Sunday, 9 February 2014

Microsoft's new CEO Satya Nadella faces daunting task of steering a ship past its ... - Economic Times



Satya Nadella, 46, the newly anointed CEO of the $78-billion Microsoft faces a daunting task of fitting into oversized shoes of the two previous chiefs, Steve Ballmer and founder Bill Gates, and steer a ship that's past its prime. After all, Microsoft dominates a market in decline.

While Windows is the preferred operating system for traditional personal computers (PCs), it runs less than 15% of new devices, including new PCs, smartphones and tablets, according to research and analyst firm Gartner.


Yet, Nadella has proven himself before in multiple divisions of Microsoft and that's what makes him cut out for the challenging job. He has overseen some of Microsoft's fastest-growing and most profitable businesses, including its Office, server and tools arms.


In three years as server and tools president, he helped grow that business into one with $20 billion in annual revenue — about a quarter of Microsoft's total revenue in the most recent fiscal year. In the past one year, Nadella was the executive vice-president who led Microsoft's cloud computing offerings. Under Nadella, cloud enterprise group more than doubled customers in the latest quarter, although it remains a small part of Microsoft's current business.








Microsoft's new CEO Satya Nadella faces daunting task of steering a ship past its prime

"Going forward, it's a mobile-first, cloud-first world," Nadella said on Tuesday in a video accompanying the announcement. Now with Bill Gates as technology adviser, can Nadella take on new and old challengers, including Google, Amazon, Salesforce, Apple, IBM, HP, Oracle?

For instance, Salesforce. com has taken a bold step with its new platform launched in November 2013, Salesforce1 to merge business applications and social collaboration in a mobile environment. Microsoft needs to answer with the entirety of its offering (Dynamics CRM software) across all devices.


An Insider Helps


Says Staten James, analyst at Forrester Research: "Being an insider, Nadella understands the culture. He has proven success — both in online and cloud and enterprise groups he has delivered on his strategy and business goals." Nadella's elevation also boosts employee morale. "There's lot of benefit to the employee base when they see that one of them can rise to the top," adds James.


While the 100,000-odd Microsofties may feel happy, the company that Nadella inherits is vastly different from what Ballmer ran, when he took over back in 2000. At that time, iPod wasn't launched, Facebook had not started, YouTube didn't exist, Google was just a search engine figuring out how to make money and Amazon was only selling books.

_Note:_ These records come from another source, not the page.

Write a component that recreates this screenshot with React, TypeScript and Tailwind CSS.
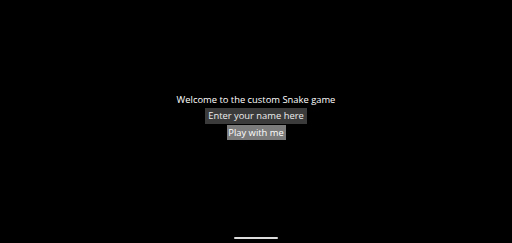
import React from "react";

export default function App() {
  return (
    <div className="relative flex h-[243px] w-[512px] flex-col items-center bg-black pt-[92px] text-white" style={{ fontFamily: '"Open Sans", "Noto Sans", sans-serif' }}>
      <p className="h-[16px] whitespace-nowrap text-[9.4px] leading-[16px]">Welcome to the custom Snake game</p>
      <div className="flex h-[16px] w-[102px] items-center justify-center whitespace-nowrap bg-[#3b3b3b] text-[9.4px] leading-[16px] text-[#ededed]">
        Enter your name here
      </div>
      <button className="mt-[1px] flex h-[15px] w-[59px] items-center justify-center whitespace-nowrap bg-[#7b7b7b] text-[9.4px] leading-[15px] text-white">
        Play with me
      </button>
      <div className="absolute bottom-[4px] left-[234px] h-[2px] w-[44px] rounded-full bg-[#dcdcdc]" />
    </div>
  );
}
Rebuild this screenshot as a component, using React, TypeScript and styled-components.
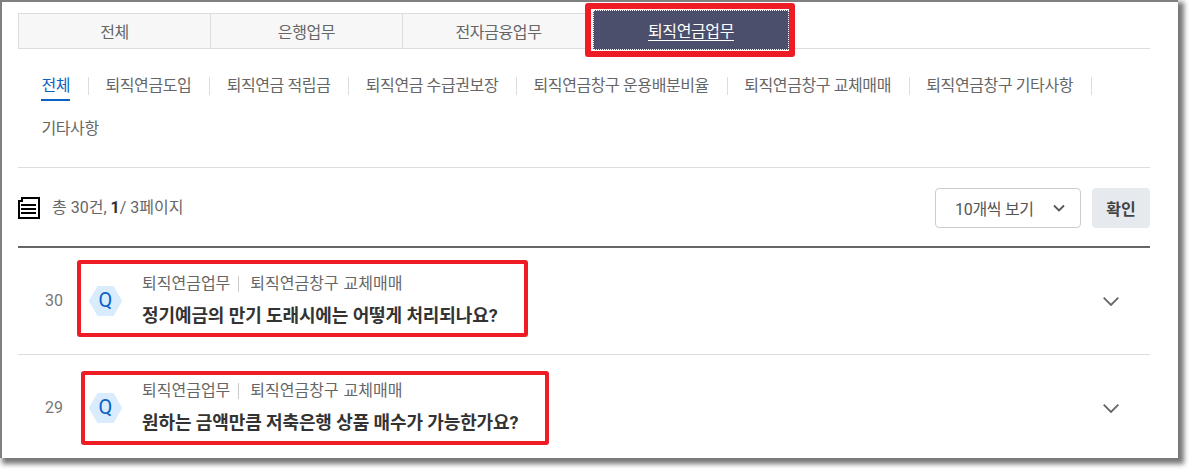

Today, the company that Nadella inherits has all these as challengers. Microsoft, once the most influential technology company, let them literally run away with one new business after another. So how relevant is Nadella, the insider? Says Mary Jo Foley, editor of ZDNet's All about Microsoft blog and who has tracked Microsoft for the past 25 years: "Nadella was the strongest internal candidate in terms of his multi-divisional experience and technical chops. Nadella has made it clear that they need to be both in consumer and enterprise, hardware and software. I think he will rely on other executive vice-presidents for consumer expertise."